- **TASK INPUT**:

+-------+

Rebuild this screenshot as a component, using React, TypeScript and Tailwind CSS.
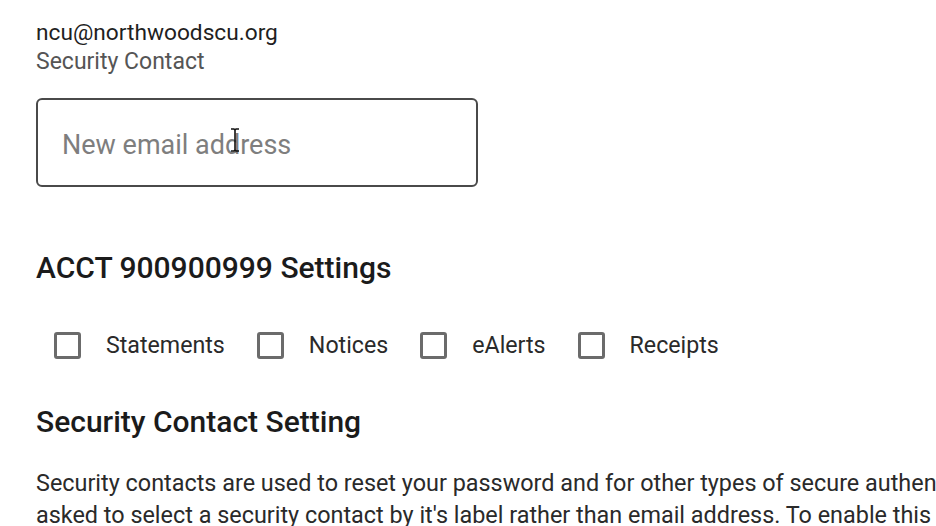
const OPTIONS = ['Statements', 'Notices', 'eAlerts', 'Receipts'];

export default function App() {
  return (
    <div className="h-[526px] w-[936px] overflow-hidden bg-white font-['Roboto',sans-serif] text-[#212121]">
      <div className="pl-[36px] pt-[18px]">
        {/* Current contact */}
        <div className="text-[22.7px] leading-[30px] text-[#1f1f1f]">ncu@northwoodscu.org</div>
        <div className="text-[23px] leading-[28px] text-[#555]">Security Contact</div>

        {/* New email input */}
        <div className="relative mt-[22px] w-[442px]">
          <input
            type="text"
            placeholder="New email address"
            className="h-[89px] w-full rounded-[6px] border-2 border-[#4a4a4a] px-[24px] pt-[5px] text-[27px] text-[#222] outline-none placeholder:text-[#7e7e7e]"
          />
          {/* mouse I-beam cursor */}
          <svg
            className="pointer-events-none absolute left-[194px] top-[30px]"
            width="10"
            height="24"
            viewBox="0 0 10 24"
          >
            <path d="M1 1h3l1 1 1-1h3M5 2v20M1 23h3l1-1 1 1h3" fill="none" stroke="#111" strokeWidth="1.6" />
          </svg>
        </div>

        {/* Account settings */}
        <h2 className="mt-[64px] text-[30px] font-medium leading-[34px] text-[#1b1b1b]">
          ACCT 900900999 Settings
        </h2>
        <div className="mt-[46px] flex items-center pl-[18px]">
          {OPTIONS.map((o) => (
            <label key={o} className="mr-[32px] flex items-center">
              <span className="h-[27px] w-[27px] rounded-[3px] border-[3px] border-[#6b6b6b]" />
              <span className="ml-[25px] text-[23.2px] leading-[28px] text-[#2a2a2a]">{o}</span>
            </label>
          ))}
        </div>

        {/* Security contact setting */}
        <h2 className="mt-[46px] text-[30px] font-medium leading-[34px] text-[#1b1b1b]">
          Security Contact Setting
        </h2>
        <p className="mt-[28px] whitespace-nowrap text-[23.4px] leading-[32px] text-[#2a2a2a]">
          Security contacts are used to reset your password and for other types of secure authentication. You may be
          <br />
          asked to select a security contact by it's label rather than email address. To enable this feature, give
          <br />
          your security contact a label.
        </p>
      </div>
    </div>
  );
}
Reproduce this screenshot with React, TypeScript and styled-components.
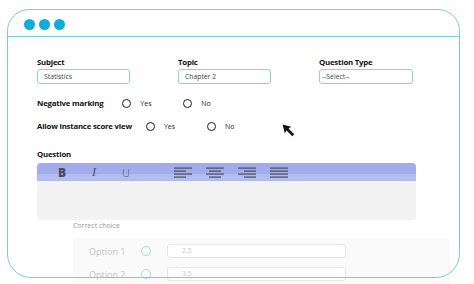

+-------+

All preceding records should be duplicated verbatim, images excepted.

Rebuild this screenshot as a component, using React, TypeScript and Tailwind CSS.
const OPTIONS = ['Statements', 'Notices', 'eAlerts', 'Receipts'];

export default function App() {
  return (
    <div className="h-[526px] w-[936px] overflow-hidden bg-white font-['Roboto',sans-serif] text-[#212121]">
      <div className="pl-[36px] pt-[18px]">
        {/* Current contact */}
        <div className="text-[22.7px] leading-[30px] text-[#1f1f1f]">ncu@northwoodscu.org</div>
        <div className="text-[23px] leading-[28px] text-[#555]">Security Contact</div>

        {/* New email input */}
        <div className="relative mt-[22px] w-[442px]">
          <input
            type="text"
            placeholder="New email address"
            className="h-[89px] w-full rounded-[6px] border-2 border-[#4a4a4a] px-[24px] pt-[5px] text-[27px] text-[#222] outline-none placeholder:text-[#7e7e7e]"
          />
          {/* mouse I-beam cursor */}
          <svg
            className="pointer-events-none absolute left-[194px] top-[30px]"
            width="10"
            height="24"
            viewBox="0 0 10 24"
          >
            <path d="M1 1h3l1 1 1-1h3M5 2v20M1 23h3l1-1 1 1h3" fill="none" stroke="#111" strokeWidth="1.6" />
          </svg>
        </div>

        {/* Account settings */}
        <h2 className="mt-[64px] text-[30px] font-medium leading-[34px] text-[#1b1b1b]">
          ACCT 900900999 Settings
        </h2>
        <div className="mt-[46px] flex items-center pl-[18px]">
          {OPTIONS.map((o) => (
            <label key={o} className="mr-[32px] flex items-center">
              <span className="h-[27px] w-[27px] rounded-[3px] border-[3px] border-[#6b6b6b]" />
              <span className="ml-[25px] text-[23.2px] leading-[28px] text-[#2a2a2a]">{o}</span>
            </label>
          ))}
        </div>

        {/* Security contact setting */}
        <h2 className="mt-[46px] text-[30px] font-medium leading-[34px] text-[#1b1b1b]">
          Security Contact Setting
        </h2>
        <p className="mt-[28px] whitespace-nowrap text-[23.4px] leading-[32px] text-[#2a2a2a]">
          Security contacts are used to reset your password and for other types of secure authentication. You may be
          <br />
          asked to select a security contact by it's label rather than email address. To enable this feature, give
          <br />
          your security contact a label.
        </p>
      </div>
    </div>
  );
}
Reproduce this screenshot with React, TypeScript and styled-components.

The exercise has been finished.